The Samoan Swat Team legit scared the shit out of me when I was a kid. Great team also.

mitchejw
 Rep: 130 

Re: The Wrestling thread

mitchejw wrote:

I hear the gobbling gooker won the 24/7 championship tonight.

https://www.wwe.com/superstars/gobbledygooker

I love old wrestling but the shit that’s going on now doesn’t even resemble wrestling

misterID
 Rep: 475 

Re: The Wrestling thread

misterID wrote:

McMahon buying WCW really, really, really hurt wrestling. Competition matters. TNA was never real competition. I hope AEW does something, but it's not a good idea to have active wrestlers in ownership/management.

mitchejw
 Rep: 130 

Re: The Wrestling thread

mitchejw wrote:
misterID wrote:
James wrote:

Barry Windham
Tully Blanchard
Arn Anderson
Curt Hennig
Terry Taylor

What's funny, McMahon had no idea how to book/push these guys.

Let's be honest though...guys like Hogan refused to do business with these guys. All the huge guys we're trying to keep their spots at the top of the card. The only guy from that era who put over guys like Bret was Piper and clearly he wasn't a huge guy.

We missed out on a lot because of Hogan's way of doing business. Andre passed the torch to Hogan (which is wrestling tradition). Eventually...you're supposed to pass that torch to someone else. Can you say Hogan ever really did that?

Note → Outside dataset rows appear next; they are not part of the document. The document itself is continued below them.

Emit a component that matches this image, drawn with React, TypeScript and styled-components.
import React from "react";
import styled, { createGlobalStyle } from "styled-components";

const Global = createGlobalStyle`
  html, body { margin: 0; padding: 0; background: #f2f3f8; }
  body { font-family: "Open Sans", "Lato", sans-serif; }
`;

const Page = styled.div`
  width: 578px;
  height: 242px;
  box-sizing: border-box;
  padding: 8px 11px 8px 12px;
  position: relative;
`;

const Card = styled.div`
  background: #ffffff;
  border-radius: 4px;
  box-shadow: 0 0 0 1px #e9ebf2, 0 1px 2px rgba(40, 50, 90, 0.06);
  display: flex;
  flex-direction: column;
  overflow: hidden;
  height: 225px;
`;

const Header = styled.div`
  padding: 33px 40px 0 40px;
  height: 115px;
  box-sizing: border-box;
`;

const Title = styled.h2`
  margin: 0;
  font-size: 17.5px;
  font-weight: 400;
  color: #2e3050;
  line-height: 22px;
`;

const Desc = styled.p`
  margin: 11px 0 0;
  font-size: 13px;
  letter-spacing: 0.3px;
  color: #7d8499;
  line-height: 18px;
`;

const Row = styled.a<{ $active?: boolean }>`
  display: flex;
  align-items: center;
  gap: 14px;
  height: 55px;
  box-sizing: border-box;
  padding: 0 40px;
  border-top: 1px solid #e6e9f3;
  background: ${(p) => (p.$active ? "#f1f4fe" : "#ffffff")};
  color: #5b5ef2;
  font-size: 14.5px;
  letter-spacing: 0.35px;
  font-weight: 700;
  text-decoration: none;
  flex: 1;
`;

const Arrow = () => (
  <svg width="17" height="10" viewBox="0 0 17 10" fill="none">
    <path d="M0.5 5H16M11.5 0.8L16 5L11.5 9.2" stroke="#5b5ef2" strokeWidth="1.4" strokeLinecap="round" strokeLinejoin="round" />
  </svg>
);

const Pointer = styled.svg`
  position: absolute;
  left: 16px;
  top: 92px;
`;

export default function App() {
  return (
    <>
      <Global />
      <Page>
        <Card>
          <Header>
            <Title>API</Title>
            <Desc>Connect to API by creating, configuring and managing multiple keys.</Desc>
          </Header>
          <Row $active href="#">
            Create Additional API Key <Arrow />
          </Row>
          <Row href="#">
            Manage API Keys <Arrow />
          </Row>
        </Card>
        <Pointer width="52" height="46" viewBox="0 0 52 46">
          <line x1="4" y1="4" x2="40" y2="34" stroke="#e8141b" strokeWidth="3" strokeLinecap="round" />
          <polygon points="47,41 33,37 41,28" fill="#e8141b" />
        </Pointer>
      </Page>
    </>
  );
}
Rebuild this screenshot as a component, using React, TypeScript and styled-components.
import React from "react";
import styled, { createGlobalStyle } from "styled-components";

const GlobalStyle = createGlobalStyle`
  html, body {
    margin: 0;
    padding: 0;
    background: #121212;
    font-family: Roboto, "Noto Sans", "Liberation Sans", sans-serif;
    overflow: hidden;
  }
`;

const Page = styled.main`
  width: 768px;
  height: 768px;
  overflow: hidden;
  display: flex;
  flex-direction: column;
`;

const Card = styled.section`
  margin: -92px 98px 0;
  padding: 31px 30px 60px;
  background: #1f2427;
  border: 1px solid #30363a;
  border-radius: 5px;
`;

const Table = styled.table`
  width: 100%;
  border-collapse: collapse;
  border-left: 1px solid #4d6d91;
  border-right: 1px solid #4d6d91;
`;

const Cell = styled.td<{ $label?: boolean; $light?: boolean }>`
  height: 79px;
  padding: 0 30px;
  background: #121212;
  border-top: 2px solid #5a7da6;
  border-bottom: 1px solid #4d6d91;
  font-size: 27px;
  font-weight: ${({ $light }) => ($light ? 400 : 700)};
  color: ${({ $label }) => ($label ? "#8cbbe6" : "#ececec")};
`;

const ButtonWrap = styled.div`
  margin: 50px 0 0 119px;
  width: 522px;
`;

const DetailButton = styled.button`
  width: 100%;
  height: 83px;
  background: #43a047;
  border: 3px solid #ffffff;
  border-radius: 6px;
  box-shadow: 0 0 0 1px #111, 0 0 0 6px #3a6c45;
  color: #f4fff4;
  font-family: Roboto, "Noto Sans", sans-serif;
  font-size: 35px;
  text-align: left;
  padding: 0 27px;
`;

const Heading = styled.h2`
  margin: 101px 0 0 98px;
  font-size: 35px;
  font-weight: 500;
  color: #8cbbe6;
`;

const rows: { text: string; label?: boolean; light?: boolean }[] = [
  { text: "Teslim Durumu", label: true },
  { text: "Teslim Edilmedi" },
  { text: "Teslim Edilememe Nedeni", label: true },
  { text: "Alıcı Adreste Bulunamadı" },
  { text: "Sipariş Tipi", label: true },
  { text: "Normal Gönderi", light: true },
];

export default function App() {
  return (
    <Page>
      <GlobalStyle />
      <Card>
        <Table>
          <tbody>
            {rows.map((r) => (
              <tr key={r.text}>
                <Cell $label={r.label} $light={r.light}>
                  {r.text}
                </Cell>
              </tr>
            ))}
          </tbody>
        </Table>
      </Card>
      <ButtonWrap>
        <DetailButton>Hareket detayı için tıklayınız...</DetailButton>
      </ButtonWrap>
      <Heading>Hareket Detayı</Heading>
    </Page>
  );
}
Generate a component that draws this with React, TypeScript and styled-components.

He wouldn't even lose to an undefeated Goldberg in the late 90s.

Also...for as historic as the Hogan/Andre passing of the torch match in 1987 was...the match itself was god awful. Andre could barely move.

Even though business was down in the mid 90s...I thought some amazing stuff happened then. From 1992-1997...the WWF was Bret's backyard and everything went through him. Shawn's best matches....Austin's rise to the top of the card...many other events surrounded Bret's rise and Bret put people over in a way Hogan wouldn't.

misterID
 Rep: 475 

Re: The Wrestling thread

misterID wrote:

Didn't Hogan job/put the belt on Goldberg on Nitro?

Goldberg was a million times worse about putting people over than Hogan. He refused to sell. At least Hogan put Warrior over.

misterID
 Rep: 475 

Re: The Wrestling thread

misterID wrote:

Also, I never heard of Hogan ever fucking with other wrestlers like HBK, Nash and those other guys did. Not only would they hold wrestlers back, they'd get them fired, alter their gimmicks/storylines, haze and harass them. They had a ridiculous habit of shitting in people's suitcases. From what I've read, everyone liked being around Hogan.

From what I gather, Bret Hart was a stand up guy in the locker room.